Speaking of testing how it visually looks, when visual testing, you’re testing what your visitors or customers actually see.

Using proper, semantic HTML doesn’t automatically make your project usable. A small CSS change (like z-index) can completely change the usability and how something looks.

Gmail search with overlapping buttons on dropdown — Visual bug in Gmail (Large preview)

By capturing a screenshot and comparing the actual state of the application through interactions of a user’s flow, you’re able to make sure that your application is both functionally working as well as making sure it’s usable by more than just automation robots.

Recommended reading: Managing CSS Z-Index In Large Projects

Testing Things You Didn’t Think To Test

You’re also getting coverage of different parts of your application that you didn’t even think to test.

Consider the list of tests that you have in your suite, those are the ones you thought to write or wrote because you previously hit a bug. What about the rest of the application?

That screenshot is going to capture more detail and context that your other tests might not have included.

What Doesn’t Visual Testing Cover?

But visual testing isn’t intended to be an end-all solution to replace your entire suite of tests. Like the other types of tests, it should co-exist, filling in the gaps of the others and ultimately providing more meaningful coverage.

Testing Data-Driven Business Logic

As you’re running through visual tests, you might be able to capture some aspects of your business logic, such as making sure when someone adds an item to the cart, that the math checks out, but your online store likely has a wider variety than just that one product.

It’s still important to capture that complex business logic with unit testing, making sure you’re capturing different use cases like how various discounts impact that total.

Comprehensive API Testing

When dealing with APIs, you can think of a visual test like an integration test. We’re able to test that when interacting with the browser, our request logic is working as expected. But it doesn’t provide a comprehensive look at how that API is functioning.

Similar to business logic, your API should still be backed by a suite of tests that will ensure it’s working as expected such as unit tests or health checks.

Getting Started With Visual Testing

As another tool in our belt, visual testing can really help provide another level of coverage that helps us maintain a high level of quality for our applications, but where do we start?

Fitting Into The Development Lifecycle

Because visual testing helps work towards the goals of all of the stakeholders, this can really fit in at any part of the development lifecycle.

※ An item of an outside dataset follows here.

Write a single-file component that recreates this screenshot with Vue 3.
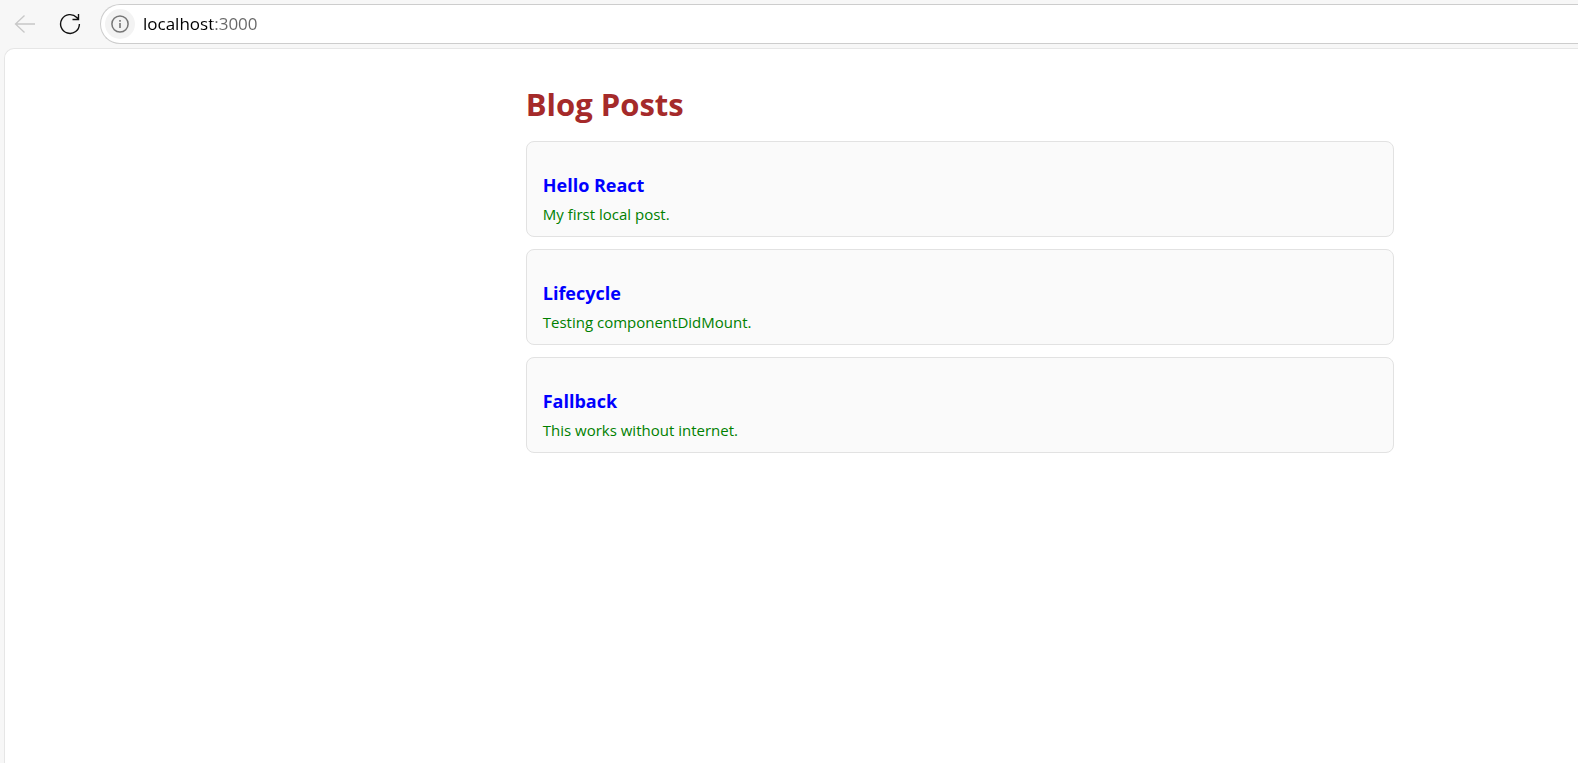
<script setup>
import { ref } from 'vue'

const address = ref('localhost:3000')
const posts = [
  { title: 'Hello React', body: 'My first local post.' },
  { title: 'Lifecycle', body: 'Testing componentDidMount.' },
  { title: 'Fallback', body: 'This works without internet.' },
]
</script>

<template>
  <div class="browser">
    <header class="toolbar">
      <button class="tool" type="button" aria-label="Back" disabled>
        <svg width="22" height="20" viewBox="0 0 22 20" fill="none" stroke="#c8c8c8" stroke-width="1.3">
          <path d="M21 10H1.5M10.5 1.5L1.5 10l9 8.5" />
        </svg>
      </button>
      <button class="tool" type="button" aria-label="Refresh">
        <svg width="22" height="22" viewBox="0 0 22 22" fill="none" stroke="#111" stroke-width="1.4">
          <path d="M20.4 11A9.4 9.4 0 1 1 17.8 4.5L19.4 6.2M19.5 1v5.5h-6" />
        </svg>
      </button>
      <div class="address">
        <button class="info" type="button" aria-label="Site information">
          <svg width="18" height="18" viewBox="0 0 18 18" fill="none" stroke="#767676" stroke-width="1.5">
            <circle cx="9" cy="9" r="8.1" />
            <path d="M9 8v5M9 5v1.7" stroke-width="1.6" />
          </svg>
        </button>
        <input v-model="address" class="url" type="text" aria-label="Address" spellcheck="false" />
      </div>
    </header>
    <main class="page">
      <section class="blog">
        <h1>Blog Posts</h1>
        <article v-for="post in posts" :key="post.title" class="post">
          <h3>{{ post.title }}</h3>
          <p>{{ post.body }}</p>
        </article>
      </section>
    </main>
  </div>
</template>

<style>
body {
  margin: 0;
}
</style>

<style scoped>
.browser {
  display: flex;
  flex-direction: column;
  min-height: 100vh;
  background: #f7f7f7;
  font-family: "Segoe UI", "Open Sans", "Noto Sans", sans-serif;
  overflow: hidden;
}

.toolbar {
  display: flex;
  align-items: center;
  padding: 4px 0 4px 2px;
}

.tool {
  display: flex;
  align-items: center;
  justify-content: center;
  width: 45px;
  height: 40px;
  padding: 0;
  border: 0;
  background: none;
}

.address {
  display: flex;
  flex: 1;
  align-items: center;
  gap: 8px;
  box-sizing: border-box;
  height: 40px;
  margin-left: 8px;
  padding-left: 4px;
  border: 1px solid #cdcdcd;
  border-right: 0;
  border-radius: 20px 0 0 20px;
  background: #fff;
}

.info {
  display: flex;
  align-items: center;
  justify-content: center;
  width: 30px;
  height: 30px;
  padding: 0;
  border: 0;
  border-radius: 50%;
  background: #f3f3f3;
}

.url {
  flex: 1;
  min-width: 0;
  height: 30px;
  padding: 0 0 2px;
  box-sizing: border-box;
  border: 0;
  outline: 0;
  /* Host in black, port in grey */
  background: linear-gradient(90deg, #000 69px, #666 69px);
  background-clip: text;
  color: transparent;
  caret-color: #000;
  font-family: inherit;
  font-size: 17px;
}

.page {
  display: grid;
  flex: 1;
  grid-template-columns: 520fr minmax(0, 868px) 184fr;
  align-items: start;
  margin-left: 4px;
  border: 1px solid #e6e6e6;
  border-width: 1px 0 0 1px;
  border-top-left-radius: 10px;
  background: #fff;
}

.blog {
  grid-column: 2;
  padding: 31px 0;
}

h1 {
  margin: 0 0 13px;
  color: brown;
  font-size: 31px;
  line-height: 48px;
}

.post {
  box-sizing: border-box;
  margin-bottom: 12px;
  padding: 30px 16px 10px;
  border: 1px solid #e2e2e2;
  border-radius: 8px;
  background: #fafafa;
}

h3 {
  margin: 0 0 4px;
  color: blue;
  font-size: 18px;
  line-height: 26px;
}

p {
  margin: 0;
  color: green;
  font-size: 15px;
  line-height: 24px;
}
</style>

For instance, traditionally tests are only used to validate that the code is working as intended, but we can also use visual testing for design handoff and UX collaboration. The designers on the team can plug in their mockups as a baseline and easily use them to compare the actual experience.

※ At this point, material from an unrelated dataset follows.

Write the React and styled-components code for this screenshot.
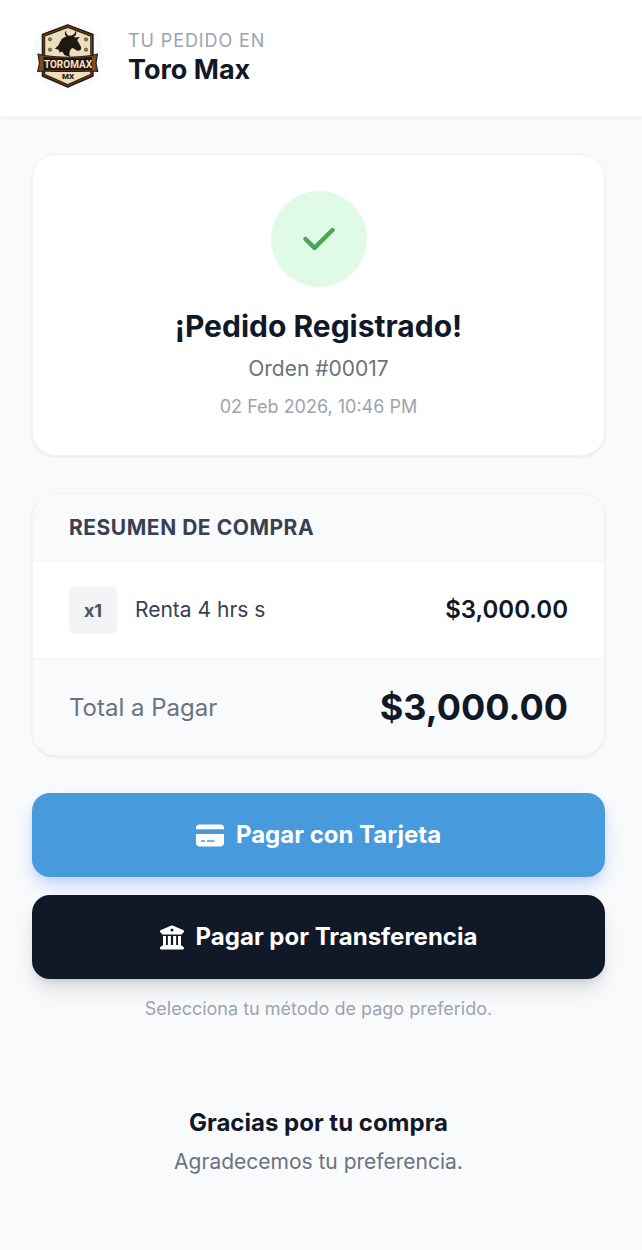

But from a code perspective, visual testing can thrive in automated environments like running checks on pull requests, on staging environments before deployment, and making sure production is looking good post-deploy.

Comment in GitHub Pull Request showing visual testing checks — GitHub Action running visual tests (Large preview)

You can even run your visual testing on a cron, replacing your health check synthetic events, which typically are flaky and don’t really ever truly tell you what state your application is in.

Luckily there are a lot of options for both what service you use, but also the integration points for using those services.

Available Solutions For Visual Testing

Determining what solution to move forward with relies on picking the library or service you’ll be using to run the tests. Like we covered earlier, the biggest differentiator will be the type of visual testing these services provide.

A lot of platforms are using pixel-by-pixel visual testing to perform checks. This includes tools like Percy and Chromatic which will flag changes between two screenshots.

Then you have AI-powered visual testing, where Applitools is really the only service that’s currently providing that capability. Instead of simply checking images pixel-by-pixel, Applitools intelligently compares the images avoiding any flaky tests or false positives, giving meaningful change detection.

Regardless of the solution, you’ll ultimately need to integrate it into your development environment, whether you’re starting from scratch or adding it to an existing testing framework.

Integrating Visual Testing

When integrating your visual testing platform of choice, you have the option of starting from scratch or the easier route of integrating into your existing testing framework. Tools like Applitools make this easy, where the large variety of SDKs that are supported helps make it easy to drop into existing workflows.

A good example of this is if you’re already set up and running with Cypress:

it('should log into the application', () => {
  cy.get('#username').type('colbyfayock');
  cy.get('#password').type('Password1234');
  cy.get('#log-in').click();
  cy.get('h1').contains('Dashboard');
});

If you’re already performing programmatic tests, you can simply layer in visual testing to provide another layer of coverage.

it('should log into the application', () => {
  cy.eyesOpen({ appName: 'My App', testName: 'Login' });
  cy.get('#username').type('colbyfayock');
  cy.get('#password').type('Password1234');
  cy.get('#log-in').click();
  cy.eyesCheckWindow();
  cy.eyesClose();
});

And some SDKs make it even easier, where if you’re already running a Storybook library, all you need to do is install the package with npm and run a simple command, then you have complete coverage of all of your components.

npm install @applitools/eyes-storybook --save-dev
npx eyes-storybook

Ultimately, the biggest question is what testing framework you’ll want to use and if the service you want to use supports that framework.

Creative Uses Of Visual Testing

Outside of gaining another level of testing coverage for your application, there are a variety of other ways you can take advantage of visual testing.

Uptime Monitoring
Regularly run a meaningful visual test instead of typical uptime monitoring with fragile synthetic events.
Design/UX Collaboration
From handoff to usability issues, use visual testing to give the entire team a medium to collaborate.
Accessibility Testing
Capture key issues that can limit the accessibility of your application.
Historical Snapshots
Periodically running a visual test can help you capture snapshots, easily giving you a way to reference an older state of the project.
Localization Testing
With AI-based visual testing being able to detect content changes, you have the ability to make sure everything is looking and working as expected no matter the language. Bonus: you can reduce overhead when trying to compare different versions of a given language.

By adding the visual element to your tests, you’re gaining more options to add meaningful ways to maintain a high level of quality for your app.